ILLUSTRATION 10 A quilting bee on Betty’s Creek in Rabun Gap. The quilting frame is suspended from the ceiling. As each row is finished, it is rolled under to enable the ladies to get to the next one easily.

ILLUSTRATION 11

ILLUSTRATION 12

In addition, the patterns for the squares were as numerous as the quilts they embellished, as were the number of ways each pattern could be handled. With Poplar Leaf, for example, each leaf could be set so as to point in the same direction, or they could be set in groups of four to produce an elaborate four-square pattern. The same could be done with such patterns as Gentleman’s Bow. String quilts, on the other hand, were simply scraps of cloth pieced together any way they could be made to fit. Sometimes they were strips set together, horizontally, in squares. With the Friendship Pattern, the ends of each strip interlock with the sides of two others.

There was even an array of styles in the actual stitching. Tiny stitches (“fancy quilts”) made it fluff up more and were the most popular. Larger ones made the job go faster. And the stitches themselves could be employed to make independent designs. Several different stitches are illustrated in ILLUSTRATION 13.

Emma Jean Buchanan, one of Foxfire’s editors, was witness to the most popular way of putting a quilt together—the quilting bee. All the women who gathered at Maggie Vinson’s home had previously completed at least one Dutch Boy or Dutch Girl square. The squares had all been gathered up, and by the time the women arrived, they had been sewn together into the completed top. Mrs. Vinson had also set up the four-piece frame so that it rested on the backs of chairs, attached the bottom lining to it, and laid the cotton, top lining, and top over that. Everything was ready for the actual “quilting” to begin.
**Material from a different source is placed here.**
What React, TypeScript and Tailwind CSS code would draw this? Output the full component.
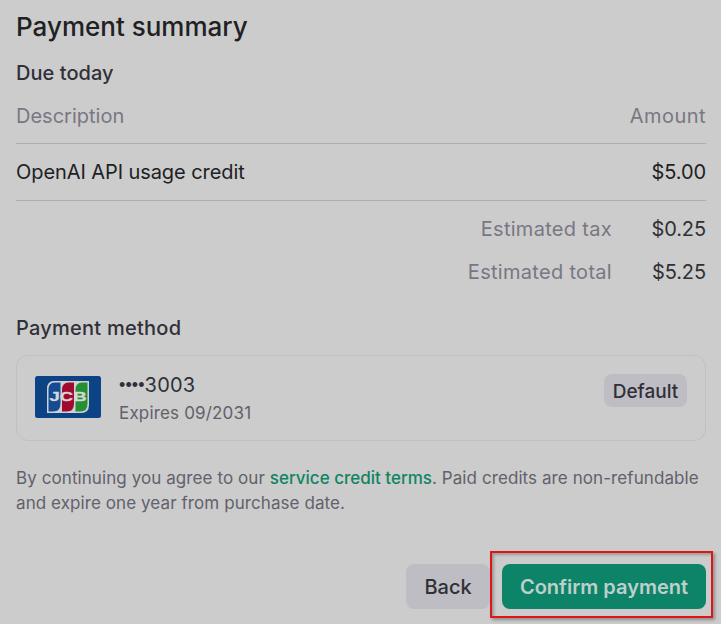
import React from "react";

function JcbLogo() {
  return (
    <svg width="66" height="42" viewBox="0 0 66 42" className="mb-0.5 block shrink-0">
      <rect width="66" height="42" rx="2.5" fill="#0b4384" />
      <path d="M19 5H54V29Q54 37 46 37H12V13Q12 5 19 5Z" fill="#cfd2d3" />
      <path d="M19.500 6.500H25.500V27.500Q25.500 35.500 18 35.500H13.500V14Q13.500 6.500 19.500 6.500Z" fill="#164a91" />
      <path d="M33.500 6.500H39V27.500Q39 35.500 32 35.500H27V14Q27 6.500 33.500 6.500Z" fill="#a3092f" />
      <path d="M47 6.500H52.500V27.500Q52.500 35.500 45.500 35.500H40.500V14Q40.500 6.500 47 6.500Z" fill="#249033" />
      <text x="14.500" y="25.300" textLength="37" lengthAdjust="spacingAndGlyphs" fill="#d5d8da" stroke="#d5d8da" strokeWidth="0.3" fontSize="12.500" fontWeight="700" fontFamily="Liberation Sans, sans-serif">JCB</text>
    </svg>
  );
}

function TotalRow({ label, value }: { label: React.ReactNode; value: string }) {
  return (
    <div className="flex h-[43px] items-center justify-end text-[#303036]">
      <span className="tracking-[0.3px] text-[#797783]">{label}</span>
      <span className="w-[94px] text-right tracking-[-0.1px]">{value}</span>
    </div>
  );
}

export default function App() {
  return (
    <main className="h-[624px] w-[721px] overflow-hidden bg-[#cccccc] pl-4 pr-[15px] font-['Inter','Liberation_Sans',sans-serif] text-[20px] leading-[30px] text-[#202123]">
      <h1 className="pt-[9px] text-[26px] font-medium leading-9"><span>Payment summary</span></h1>
      <h2 className="mt-[13px] font-medium tracking-[0.05px] text-[#303038]"><span>Due today</span></h2>
      <div className="mt-[7px] flex h-[49px] items-center justify-between border-b border-[#adadb0] pb-[7px] text-[#797783]">
        <span>Description</span>
        <span className="tracking-[0.45px]">Amount</span>
      </div>
      <div className="flex h-[57px] items-center justify-between border-b border-[#adadb0]">
        <span className="tracking-[-0.08px]">OpenAI API usage credit</span>
        <span className="tracking-[-0.1px]">$5.00</span>
      </div>
      <div className="mt-[6px]">
        <TotalRow label="Estimated tax" value="$0.25" />
        <TotalRow label="Estimated total" value="$5.25" />
      </div>
      <h2 className="mt-5 font-medium tracking-[0.25px] text-[#303038]"><span>Payment method</span></h2>
      <section className="mt-3 flex h-[86px] items-center rounded-xl border border-[#c0c0c3] px-[18px]">
        <JcbLogo />
        <div className="ml-[18px] text-[#303038]">
          <div className="flex h-[30px] items-center leading-[30px]">
            <span className="font-['Liberation_Sans',sans-serif] text-[18px] tracking-[0.1px]">••••</span>
            <span className="tracking-[0.2px]">3003</span>
          </div>
          <div className="text-[17px] leading-[26px] tracking-[0.17px] text-[#62616b]">Expires 09/2031</div>
        </div>
        <span className="mb-4 ml-auto flex h-[33px] w-[83px] items-center justify-center rounded-lg bg-[#bebdc4] pt-[3px] text-[19px] font-medium text-[#303038]">Default</span>
      </section>
      <p className="mt-[25px] whitespace-nowrap text-[17px] leading-[25px] tracking-[0.08px] text-[#62616b]">
        <span>By continuing you agree to our <a className="font-medium tracking-normal text-[#108463]">service credit terms</a>. Paid credits are non-refundable</span><br />
        <span>and expire one year from purchase date.</span>
      </p>
      <div className="mt-[48px] flex items-center justify-end gap-3">
        <button className="h-[45px] w-[84px] rounded-lg bg-[#bebdc4] font-medium text-[#303038]">Back</button>
        <div className="relative">
          <button className="block h-[45px] w-[204px] rounded-lg bg-[#0d8467] font-semibold text-[#bfcfcb]">Confirm payment</button>
          <div className="pointer-events-none absolute -left-3 -top-[13px] h-[67px] w-[223px] border-2 border-[#e01515] shadow-[2px_2px_3px_rgba(0,0,0,0.3),inset_2px_2px_3px_rgba(0,0,0,0.25)]" />
        </div>
      </div>
    </main>
  );
}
Emma Jean wrote down some of her reactions as she watched: “The women sit around the quilt laughing and joking as if it isn’t a job at all. They never seem to get tired or want to go home. They all seem so content. The gossip is flowing as if I weren’t even around.

“This is my first quilting, so I sit there in amusement not knowing what will happen next. As I watch them making the final stitches, I wonder, just why would these women spend their time quilting when it’s much cheaper to buy a blanket at the stores nearby? Might it be that they quilt just for the social enjoyment?”
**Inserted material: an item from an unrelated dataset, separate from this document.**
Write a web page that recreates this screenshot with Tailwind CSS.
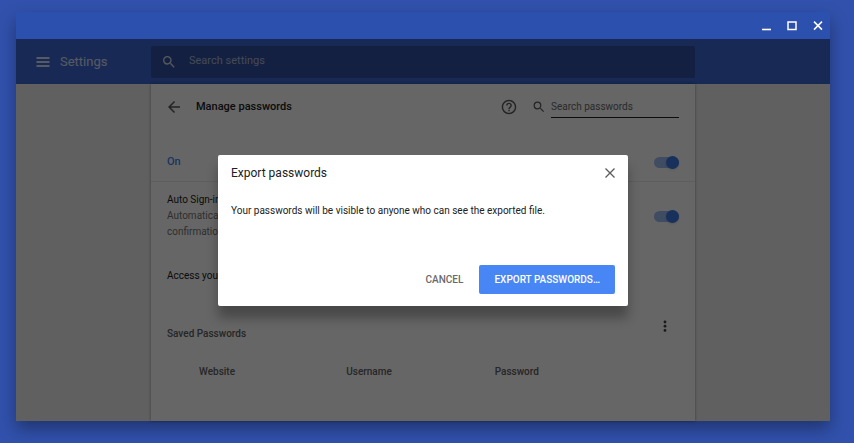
<!DOCTYPE html>
<html lang="en">

<head>
  <meta charset="UTF-8">
  <meta name="viewport" content="width=device-width, initial-scale=1.0">
  <title>Settings - Manage passwords</title>
  <script src="https://cdn.jsdelivr.net/npm/@tailwindcss/browser@4"></script>
</head>

<body class="min-h-screen flex bg-[#3151ac] pt-3 pl-4 pr-6 pb-[22px] font-[Roboto,sans-serif] text-[10px] text-[#212121]">
  <!-- Window -->
  <div class="flex-1 min-w-0 flex flex-col shadow-[0_8px_16px_rgba(0,0,0,0.35)]">
    <!-- Title bar -->
    <div class="h-[27px] bg-[#2c50ae] flex items-center justify-end gap-3 pr-[5px] text-white">
      <button type="button" aria-label="Minimize">
        <svg class="size-3.5" viewBox="0 0 14 14" fill="none" stroke="currentColor" stroke-width="1.6"><path d="M3 10.5h9" /></svg>
      </button>
      <button type="button" aria-label="Maximize">
        <svg class="size-3.5" viewBox="0 0 14 14" fill="none" stroke="currentColor" stroke-width="1.5"><path d="M3 3h8v7.6h-8z" /></svg>
      </button>
      <button type="button" aria-label="Close window">
        <svg class="size-3.5" viewBox="0 0 14 14" fill="none" stroke="currentColor" stroke-width="1.5"><path d="M3 2.6l8 8M11 2.6l-8 8" /></svg>
      </button>
    </div>

    <div class="relative flex-1 flex flex-col bg-[#f1f1f1]">
      <!-- Toolbar -->
      <header class="h-[45px] bg-[#3d68d4] text-white grid grid-cols-[1fr_minmax(0,544px)_1fr] items-center">
        <div class="flex items-center gap-2.5 pl-5 text-white/80">
          <button type="button" aria-label="Main menu">
            <svg class="w-3.5 h-3" viewBox="0 0 14 12" fill="none" stroke="currentColor" stroke-width="2"><path d="M0.5 2h13M0.5 6h13M0.5 10h13" /></svg>
          </button>
          <h1 class="text-[13px]">Settings</h1>
        </div>
        <label class="h-8 rounded-xs bg-[#3052a2] flex items-center gap-3.5 px-3 text-white/80">
          <svg class="size-3 shrink-0" viewBox="3 3 18 18" fill="currentColor"><path d="M15.5 14h-.79l-.28-.27A6.47 6.47 0 0 0 16 9.5 6.5 6.5 0 1 0 9.5 16c1.61 0 3.09-.59 4.23-1.57l.27.28v.79l5 4.99L20.49 19l-4.99-5zm-6 0C7.01 14 5 11.99 5 9.5S7.01 5 9.5 5 14 7.01 14 9.5 11.99 14 9.5 14z" /></svg>
          <input type="text" placeholder="Search settings" aria-label="Search settings" class="flex-1 text-[11px] outline-none placeholder:text-white/60">
        </label>
      </header>

      <!-- Passwords page -->
      <div class="flex-1 grid grid-cols-[1fr_minmax(0,544px)_1fr]">
        <main class="col-start-2 bg-white shadow-[0_0_3px_rgba(0,0,0,0.4)] px-4">
          <div class="h-[46px] flex items-center">
            <button type="button" aria-label="Back" class="mr-4 pl-px text-[#5a5a5a]">
              <svg class="size-3" viewBox="4 4 16 16" fill="currentColor"><path d="M20 11H7.83l5.59-5.59L12 4l-8 8 8 8 1.41-1.41L7.83 13H20v-2z" /></svg>
            </button>
            <h2 class="flex-1 text-[11px] font-medium">Manage passwords</h2>
            <button type="button" aria-label="Help" class="mr-4 text-[#5a5a5a]">
              <svg class="size-4" viewBox="1 1 22 22" fill="currentColor"><path d="M11 18h2v-2h-2v2zm1-16C6.48 2 2 6.48 2 12s4.48 10 10 10 10-4.48 10-10S17.52 2 12 2zm0 18c-4.41 0-8-3.59-8-8s3.59-8 8-8 8 3.59 8 8-3.59 8-8 8zm0-14c-2.21 0-4 1.79-4 4h2c0-1.1.9-2 2-2s2 .9 2 2c0 2-3 1.75-3 5h2c0-2.25 3-2.5 3-5 0-2.21-1.79-4-4-4z" /></svg>
            </button>
            <label class="flex items-center gap-1.5 text-[#5a5a5a]">
              <svg class="size-3" viewBox="2 2 20 20" fill="currentColor"><path d="M15.5 14h-.79l-.28-.27A6.47 6.47 0 0 0 16 9.5 6.5 6.5 0 1 0 9.5 16c1.61 0 3.09-.59 4.23-1.57l.27.28v.79l5 4.99L20.49 19l-4.99-5zm-6 0C7.01 14 5 11.99 5 9.5S7.01 5 9.5 5 14 7.01 14 9.5 11.99 14 9.5 14z" /></svg>
              <input type="text" placeholder="Search passwords" aria-label="Search passwords" class="w-32 h-[22px] border-b border-[#212121] outline-none placeholder:text-[#6a6a6a]">
            </label>
          </div>

          <div class="mt-3 -mx-4 px-4 pt-0.5 h-10 flex items-center justify-between border-b border-[#ececec]">
            <label for="save-toggle" class="text-[11px] font-medium text-[#4285f4]">On</label>
            <input id="save-toggle" type="checkbox" checked class="appearance-none relative w-[25px] h-[11px] rounded-full bg-[#a0bdf5] after:absolute after:right-0 after:-top-px after:size-[13px] after:rounded-full after:bg-[#3b78e7] after:shadow-sm">
          </div>

          <div class="h-[68px] flex items-center justify-between">
            <label for="signin-toggle" class="leading-4">
              Auto Sign-in
              <span class="block text-[#757575]">Automatically<br>confirmation</span>
            </label>
            <input id="signin-toggle" type="checkbox" checked class="appearance-none relative w-[25px] h-[11px] rounded-full bg-[#a0bdf5] after:absolute after:right-0 after:-top-px after:size-[13px] after:rounded-full after:bg-[#3b78e7] after:shadow-sm">
          </div>

          <p class="h-[51px] flex items-center">Access your</p>

          <div class="mt-[15px] flex items-start justify-between">
            <h3 class="pt-2.5 leading-4 font-medium text-[#616161]">Saved Passwords</h3>
            <button type="button" aria-label="More actions" class="mr-2 mt-1 text-[#424242]">
              <svg class="w-3 h-3.5" viewBox="0 0 12 14" fill="currentColor"><circle cx="6" cy="2" r="1.4" /><circle cx="6" cy="6.2" r="1.4" /><circle cx="6" cy="10.4" r="1.4" /></svg>
            </button>
          </div>

          <table class="w-full mt-[21px] table-fixed text-left text-[#616161]">
            <thead>
              <tr>
                <th class="w-[35%] pl-8 h-4 font-medium">Website</th>
                <th class="w-[29%] font-medium">Username</th>
                <th class="font-medium">Password</th>
              </tr>
            </thead>
          </table>
        </main>
      </div>

      <!-- Export dialog -->
      <div class="absolute inset-0 bg-black/60 flex items-center justify-center">
        <div role="dialog" aria-labelledby="dialog-title" class="w-[410px] bg-white rounded-xs px-[13px] py-3 shadow-[0_12px_12px_rgba(0,0,0,0.3)]">
          <div class="h-[13px] flex items-center justify-between">
            <h2 id="dialog-title" class="text-[12px]">Export passwords</h2>
            <button type="button" aria-label="Close" class="text-[#5a5a5a]">
              <svg class="size-2.5" viewBox="0 0 10 10" fill="none" stroke="currentColor" stroke-width="1.3"><path d="M0.5 0.5l9 9M9.5 0.5l-9 9" /></svg>
            </button>
          </div>
          <p class="mt-[23px] leading-4">Your passwords will be visible to anyone who can see the exported file.</p>
          <div class="mt-[46px] flex justify-end gap-[3px] font-medium">
            <button type="button" class="h-[29px] px-[13px] text-[#6a6a6a]">CANCEL</button>
            <button type="button" class="h-[29px] px-[15px] rounded-xs bg-[#4786f4] text-white">EXPORT PASSWORDS…</button>
          </div>
        </div>
      </div>
    </div>
  </div>
</body>

</html>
When we asked Edith Darnell the same question, she said, “It helps bring people together where they’d have quiltin’. It just seems like lot’ a’pleasure. You’re quiltin’, you don’t know you’re quiltin’—a’talkin’ and a’quiltin’ too. And y’have lunch. I used t’enjoy goin’ t’th’ quiltin’s.”

The most captivating custom, as mentioned earlier, was that of the Friendship Quilt. This was a quilt much like the others—it could be any pattern—with the added feature of a number of names embroidered on the squares themselves. Often each lady who had a part in the quilt embroidered her own name in the square she had contributed. As Mrs. Tom Kelly told us recently, “The girls had a custom of making Friendship Quilts. One person would piece a quilt block, and she’d give it to another girl, and keep on till she had enough blocks to make a quilt, and then all those girls would get together and quilt that quilt. And the one that started it around got the quilt. That was a very common thing in my girlhood days. The name of everyone that pieced a square was supposed to be put on the quilt, and they valued them. It was a keepsake really.”

ILLUSTRATION 13

Such quilts were made by the ladies of the community whenever a young person from that community got married, when a neighbor lost his house by fire, for a newborn child in the neighborhood, or just for a keepsake. When a boy became a man, he sometimes received one too; Edith Darnell explained: “We made ’em along when th’boy’s about your age. You know, everyone sent out—their family’d send out—a square, and everybody’d piece one for it. Everywhere th’square went, everybody pieced one to go with it. When they got th’ quilt done, all that pieced th’square went and helped quilt it. Then they’d wrap that’n [the boy they had done the quilt for] up in th’quilt when they got it done.”

The quilt pictured at the beginning of this chapter is nearly one hundred years old. It was made of scraps gathered from friends and family, and it was pieced by one woman. After she had put the scraps together, she embroidered on each piece the name of the person from whom it had come. It bears fifty-five names. Not content with the names alone, however, she also “fancied” every single piece by completely surrounding it with embroidery (ILLUSTRATION 14). Apparently, she used every stitch known in this area, and made up some too. The result was the most elaborate piece of work any of us had ever seen. The fact that something that must have taken months could have come from an era when survival itself was difficult makes this quilt all the more astounding.

ILLUSTRATION 14 This detail from the Friendship Quilt pictured earlier shows one of the panels and the elaborate embroidery that surrounds it. The same kind of work was done around each piece in the quilt.

Fancy or plain, however, the fact remains that quilts seem to us symbolic of some of our finer human qualities. Perhaps this revival of interest is a hopeful sign for us all.